[REQUIREMENT] Work out the number of lines in the listing that include the string "styles". Reply with that number alone.

[DATASET CONTENT]
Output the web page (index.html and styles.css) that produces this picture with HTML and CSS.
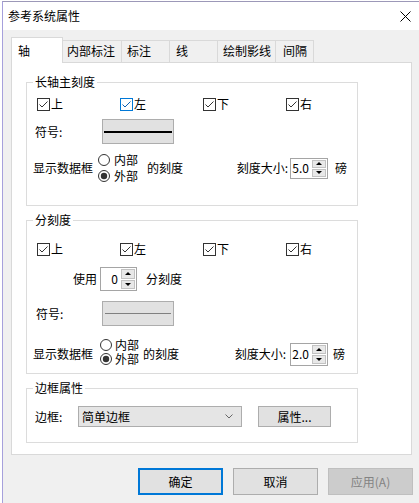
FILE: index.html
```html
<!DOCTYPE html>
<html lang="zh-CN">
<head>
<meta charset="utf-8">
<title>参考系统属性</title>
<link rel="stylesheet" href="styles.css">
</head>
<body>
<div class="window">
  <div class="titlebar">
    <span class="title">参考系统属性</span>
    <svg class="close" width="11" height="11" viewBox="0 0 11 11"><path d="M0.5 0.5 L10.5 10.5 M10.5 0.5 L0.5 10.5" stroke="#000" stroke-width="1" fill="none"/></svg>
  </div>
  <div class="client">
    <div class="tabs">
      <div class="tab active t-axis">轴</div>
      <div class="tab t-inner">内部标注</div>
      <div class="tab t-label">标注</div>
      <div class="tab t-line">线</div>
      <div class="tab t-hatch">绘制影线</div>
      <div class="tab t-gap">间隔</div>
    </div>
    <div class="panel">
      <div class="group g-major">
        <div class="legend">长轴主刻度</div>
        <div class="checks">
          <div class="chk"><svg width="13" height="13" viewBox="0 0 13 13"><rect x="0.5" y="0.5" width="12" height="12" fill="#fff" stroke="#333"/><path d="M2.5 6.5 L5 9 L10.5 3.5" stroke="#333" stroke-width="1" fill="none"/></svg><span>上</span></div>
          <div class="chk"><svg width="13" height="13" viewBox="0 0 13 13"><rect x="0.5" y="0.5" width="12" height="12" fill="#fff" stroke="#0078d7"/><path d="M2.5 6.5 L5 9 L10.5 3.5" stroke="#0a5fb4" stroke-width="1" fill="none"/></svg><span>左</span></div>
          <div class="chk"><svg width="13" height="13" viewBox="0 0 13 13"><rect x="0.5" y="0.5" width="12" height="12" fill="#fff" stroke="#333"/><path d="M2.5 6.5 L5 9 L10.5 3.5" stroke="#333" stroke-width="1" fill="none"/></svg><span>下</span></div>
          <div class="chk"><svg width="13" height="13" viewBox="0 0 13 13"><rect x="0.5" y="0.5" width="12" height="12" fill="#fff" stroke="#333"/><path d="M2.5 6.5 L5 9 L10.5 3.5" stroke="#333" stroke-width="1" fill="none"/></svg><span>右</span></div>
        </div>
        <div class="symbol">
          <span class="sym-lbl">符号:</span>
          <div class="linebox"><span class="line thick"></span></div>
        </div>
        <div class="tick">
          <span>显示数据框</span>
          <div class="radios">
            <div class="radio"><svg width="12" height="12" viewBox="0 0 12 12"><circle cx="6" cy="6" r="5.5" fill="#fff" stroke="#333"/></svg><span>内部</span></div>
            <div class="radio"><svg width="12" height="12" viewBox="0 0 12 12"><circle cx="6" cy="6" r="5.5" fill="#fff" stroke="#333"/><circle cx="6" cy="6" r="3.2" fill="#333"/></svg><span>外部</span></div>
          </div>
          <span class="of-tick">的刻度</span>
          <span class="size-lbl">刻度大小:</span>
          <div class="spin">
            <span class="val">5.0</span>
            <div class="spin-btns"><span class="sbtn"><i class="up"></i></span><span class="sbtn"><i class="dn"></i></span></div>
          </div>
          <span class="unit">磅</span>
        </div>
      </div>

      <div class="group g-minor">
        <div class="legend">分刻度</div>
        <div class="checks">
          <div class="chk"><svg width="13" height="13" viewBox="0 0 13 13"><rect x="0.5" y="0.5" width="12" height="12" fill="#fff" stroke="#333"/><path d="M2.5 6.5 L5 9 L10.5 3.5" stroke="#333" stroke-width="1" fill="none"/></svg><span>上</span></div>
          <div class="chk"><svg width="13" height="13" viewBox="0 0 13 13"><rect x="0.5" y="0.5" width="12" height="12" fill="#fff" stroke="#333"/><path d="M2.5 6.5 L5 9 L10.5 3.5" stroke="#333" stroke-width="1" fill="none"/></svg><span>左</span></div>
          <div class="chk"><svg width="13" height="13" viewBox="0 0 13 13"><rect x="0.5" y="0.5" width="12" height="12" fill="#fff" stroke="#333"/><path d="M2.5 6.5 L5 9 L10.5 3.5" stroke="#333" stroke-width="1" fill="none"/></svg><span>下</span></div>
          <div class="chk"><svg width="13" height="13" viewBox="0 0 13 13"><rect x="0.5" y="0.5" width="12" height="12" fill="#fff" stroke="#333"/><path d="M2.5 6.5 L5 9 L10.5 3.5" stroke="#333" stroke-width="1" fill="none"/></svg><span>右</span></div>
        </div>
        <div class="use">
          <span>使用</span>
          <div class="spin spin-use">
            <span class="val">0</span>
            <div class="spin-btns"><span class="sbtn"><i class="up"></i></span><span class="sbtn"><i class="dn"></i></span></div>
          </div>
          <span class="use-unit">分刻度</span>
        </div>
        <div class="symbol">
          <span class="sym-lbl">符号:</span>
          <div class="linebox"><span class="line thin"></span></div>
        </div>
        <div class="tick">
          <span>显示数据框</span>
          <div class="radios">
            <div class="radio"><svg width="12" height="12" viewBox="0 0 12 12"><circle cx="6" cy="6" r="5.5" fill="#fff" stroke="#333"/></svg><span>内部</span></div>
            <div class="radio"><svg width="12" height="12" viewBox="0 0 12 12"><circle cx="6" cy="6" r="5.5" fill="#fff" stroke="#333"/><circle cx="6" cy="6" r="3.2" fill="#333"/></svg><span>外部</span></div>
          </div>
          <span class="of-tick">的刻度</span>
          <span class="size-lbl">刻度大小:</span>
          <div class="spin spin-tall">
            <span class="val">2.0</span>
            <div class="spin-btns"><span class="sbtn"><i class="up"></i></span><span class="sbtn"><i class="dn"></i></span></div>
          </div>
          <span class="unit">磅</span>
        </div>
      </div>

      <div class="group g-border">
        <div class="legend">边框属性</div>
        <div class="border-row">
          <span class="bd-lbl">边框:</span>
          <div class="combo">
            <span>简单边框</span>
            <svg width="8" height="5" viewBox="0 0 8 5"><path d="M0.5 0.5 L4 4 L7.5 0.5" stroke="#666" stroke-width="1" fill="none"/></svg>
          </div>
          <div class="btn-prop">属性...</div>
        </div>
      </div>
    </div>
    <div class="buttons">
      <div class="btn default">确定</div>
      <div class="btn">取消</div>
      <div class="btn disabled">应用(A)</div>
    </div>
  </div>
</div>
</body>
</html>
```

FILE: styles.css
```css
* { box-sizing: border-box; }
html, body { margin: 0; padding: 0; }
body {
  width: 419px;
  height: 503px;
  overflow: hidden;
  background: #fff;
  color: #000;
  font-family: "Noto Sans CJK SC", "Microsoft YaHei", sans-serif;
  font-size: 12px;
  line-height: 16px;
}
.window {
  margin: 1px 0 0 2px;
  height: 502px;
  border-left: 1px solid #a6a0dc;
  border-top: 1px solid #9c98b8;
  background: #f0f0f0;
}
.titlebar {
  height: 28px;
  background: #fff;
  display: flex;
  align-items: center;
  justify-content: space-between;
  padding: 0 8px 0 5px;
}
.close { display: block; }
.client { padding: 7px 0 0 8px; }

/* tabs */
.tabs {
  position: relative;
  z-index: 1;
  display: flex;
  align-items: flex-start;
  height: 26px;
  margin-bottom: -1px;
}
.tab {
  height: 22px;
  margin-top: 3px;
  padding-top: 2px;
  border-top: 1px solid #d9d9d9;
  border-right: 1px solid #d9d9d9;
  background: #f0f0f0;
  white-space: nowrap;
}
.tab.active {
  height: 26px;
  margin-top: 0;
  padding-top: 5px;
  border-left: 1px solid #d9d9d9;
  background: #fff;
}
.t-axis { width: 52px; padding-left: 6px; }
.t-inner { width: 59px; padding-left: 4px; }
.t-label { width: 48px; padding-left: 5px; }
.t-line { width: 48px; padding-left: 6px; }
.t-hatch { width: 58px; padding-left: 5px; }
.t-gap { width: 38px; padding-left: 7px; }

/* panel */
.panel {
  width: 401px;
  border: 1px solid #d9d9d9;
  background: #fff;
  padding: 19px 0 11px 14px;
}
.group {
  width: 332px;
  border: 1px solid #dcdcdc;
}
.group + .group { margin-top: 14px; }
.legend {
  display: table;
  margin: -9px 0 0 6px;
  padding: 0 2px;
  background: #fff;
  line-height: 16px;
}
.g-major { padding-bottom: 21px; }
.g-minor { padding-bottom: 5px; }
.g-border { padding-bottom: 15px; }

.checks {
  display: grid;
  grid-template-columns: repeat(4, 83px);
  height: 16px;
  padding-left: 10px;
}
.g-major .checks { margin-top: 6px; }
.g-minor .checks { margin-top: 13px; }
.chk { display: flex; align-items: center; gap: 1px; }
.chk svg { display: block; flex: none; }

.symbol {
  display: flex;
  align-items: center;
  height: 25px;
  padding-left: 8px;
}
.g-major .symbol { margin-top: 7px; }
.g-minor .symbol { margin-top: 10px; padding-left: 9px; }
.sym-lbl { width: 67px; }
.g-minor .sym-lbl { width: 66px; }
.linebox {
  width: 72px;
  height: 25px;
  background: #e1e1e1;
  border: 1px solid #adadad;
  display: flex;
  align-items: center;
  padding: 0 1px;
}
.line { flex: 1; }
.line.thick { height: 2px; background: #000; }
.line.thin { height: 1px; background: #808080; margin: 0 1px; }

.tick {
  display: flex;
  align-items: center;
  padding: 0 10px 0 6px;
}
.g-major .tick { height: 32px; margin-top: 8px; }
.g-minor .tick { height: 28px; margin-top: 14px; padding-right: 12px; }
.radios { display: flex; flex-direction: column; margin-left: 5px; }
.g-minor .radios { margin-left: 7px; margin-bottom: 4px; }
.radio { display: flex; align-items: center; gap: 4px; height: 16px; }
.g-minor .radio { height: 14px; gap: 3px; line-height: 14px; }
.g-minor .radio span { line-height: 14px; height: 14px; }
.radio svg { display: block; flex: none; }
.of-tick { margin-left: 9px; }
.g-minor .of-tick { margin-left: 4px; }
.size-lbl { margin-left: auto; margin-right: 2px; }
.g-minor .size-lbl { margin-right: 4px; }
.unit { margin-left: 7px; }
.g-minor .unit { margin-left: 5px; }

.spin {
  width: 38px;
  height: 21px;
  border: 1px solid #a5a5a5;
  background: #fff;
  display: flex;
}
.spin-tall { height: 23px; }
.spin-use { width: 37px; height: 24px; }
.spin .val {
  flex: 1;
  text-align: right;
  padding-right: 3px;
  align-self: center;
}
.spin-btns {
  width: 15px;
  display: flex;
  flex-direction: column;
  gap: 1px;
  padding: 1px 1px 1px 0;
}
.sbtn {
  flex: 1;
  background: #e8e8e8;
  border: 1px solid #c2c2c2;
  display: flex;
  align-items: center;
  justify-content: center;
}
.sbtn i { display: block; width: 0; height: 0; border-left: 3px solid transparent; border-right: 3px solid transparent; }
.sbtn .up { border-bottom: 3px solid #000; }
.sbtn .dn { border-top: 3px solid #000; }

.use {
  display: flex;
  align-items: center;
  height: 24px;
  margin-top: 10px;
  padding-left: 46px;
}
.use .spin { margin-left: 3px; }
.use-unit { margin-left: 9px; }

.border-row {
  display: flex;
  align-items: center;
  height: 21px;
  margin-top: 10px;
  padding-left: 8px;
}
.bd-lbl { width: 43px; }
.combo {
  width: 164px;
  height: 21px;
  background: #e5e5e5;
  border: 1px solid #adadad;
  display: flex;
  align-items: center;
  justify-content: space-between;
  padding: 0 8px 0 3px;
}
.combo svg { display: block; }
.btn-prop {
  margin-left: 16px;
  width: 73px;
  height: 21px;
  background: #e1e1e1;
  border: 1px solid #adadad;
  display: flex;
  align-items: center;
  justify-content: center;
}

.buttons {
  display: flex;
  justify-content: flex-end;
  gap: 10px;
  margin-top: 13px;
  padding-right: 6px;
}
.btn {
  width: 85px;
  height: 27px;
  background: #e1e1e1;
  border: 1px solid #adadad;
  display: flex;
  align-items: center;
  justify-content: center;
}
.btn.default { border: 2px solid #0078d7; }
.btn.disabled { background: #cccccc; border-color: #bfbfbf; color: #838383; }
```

[ANSWER FOR THIS EXERCISE] 3